The mayor of London has now lent his public support for the Warm Homes Amendment to the Energy Bill, following my lobbying. This follows his behind-the-scenes lobbying and a letter from the London Assembly sent to London MPs.
As the mayor notes in his answer to me, it's important that the Energy Bill requires the government to publish a strategy to meet carbon-reduction targets by retrofitting homes and businesses. But without a clear strategy that can convincingly show how the targets will be met, I fear we will spend another frustrating decade revealing what we could predict all along - that too few homes are reached and with inadequate retrofit measures under the Green Deal.
Londoners never got much out of the old Carbon Emission Reduction Target (CERT) scheme. Government figures show only one per cent of lofts and two per cent of cavity walls were insulated under the CERT scheme in the past two years - the lowest of any region in England.
London has lagged behind because 70 per cent of the city's homes are hard to treat, with solid walls that are expensive to insulate, roofs that are difficult to access, and large conservation areas and blocks of flats requiring landlords, leaseholders and freeholders to co-operate.
And London will continue to lag behind unless the Green Deal offers sufficient subsidy to meet the costs of retrofitting these more difficult homes, help for those suffering from fuel poverty, cheap finance on loan so the full costs aren't too high, and mechanisms for councils to overcome the complicated tenure mix in blocks of flats.

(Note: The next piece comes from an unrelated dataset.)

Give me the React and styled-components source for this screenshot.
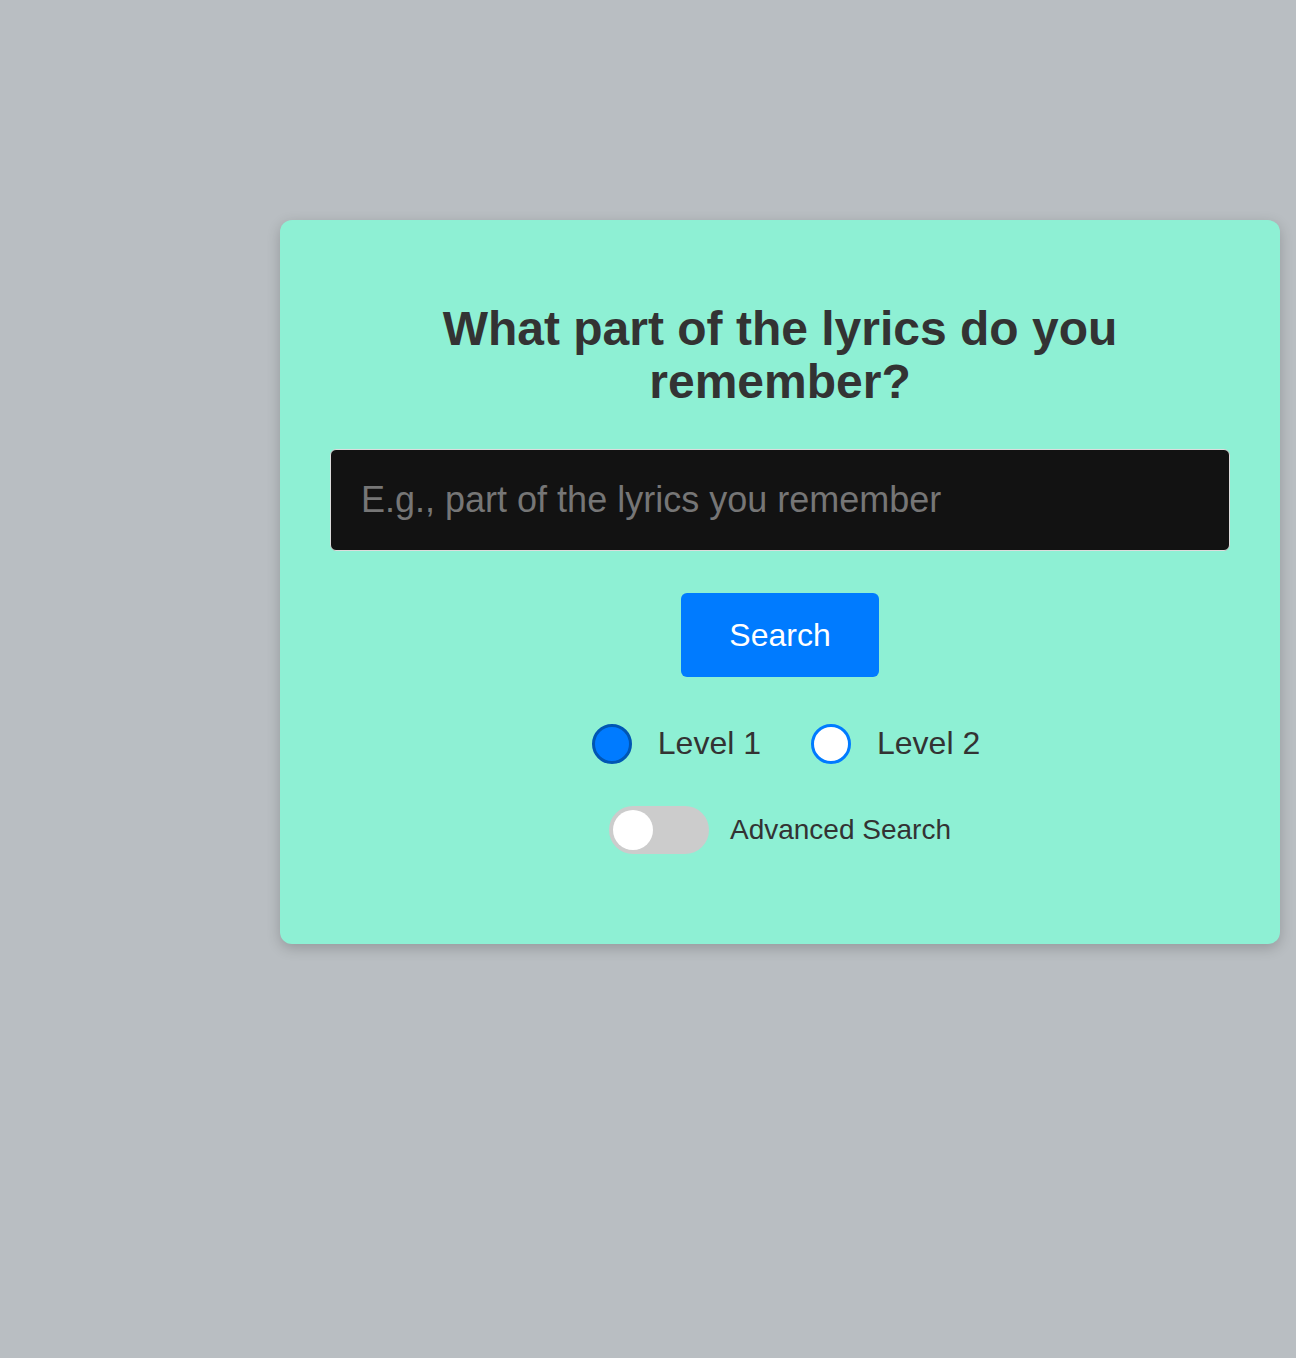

For Londoners stuck in cold private rented homes, the minimum energy efficiency standards for private rented homes must bite as early as possible, and we need to go much further than the rather poor 'E' rating by ratcheting the minimum standard up over time. Leaseholders also have to be able to vary their leases where energy and water efficiency is inadequate, requiring a simple change to the Landlord and Tenant Act 1987.
But to really hit London's climate change targets, the government needs to give councils a leading role.
The reason Kirklees regularly tops the insulation league table while London boroughs sit at the bottom is that Kirklees goes door to door, street by street, to drum up business. If we rely on Green Deal providers and their scattered marketing efforts, we will never meet London's demanding climate change targets.
Following an investigation I led in 2008, the London Assembly persuaded the mayor to adopt the Kirklees area-based approach. The London Development Agency has developed the RE:NEW programme to roll out energy and water efficiency measures street by street, led by local councils.
The mayor and the London Assembly are clear: the RE:NEW programme is the most effective way to get homes retrofitted, and the Green Deal providers should be required to work with councils rolling it out. With councils reeling from cuts and the mayor having next to no climate change budget left, it will be down to Green Deal providers to stump up the money for RE:NEW. Hopefully, they will think of it as an effective marketing campaign and so pay for it, but the Energy Bill should force their hand.
All this detail can be worked out in the remaining stages of the Energy Bill's passage through parliament. The Warm Homes Amendment and the campaign for private rented tenants have hit their target. Now Londoners need the Energy Bill to deliver a truly green deal.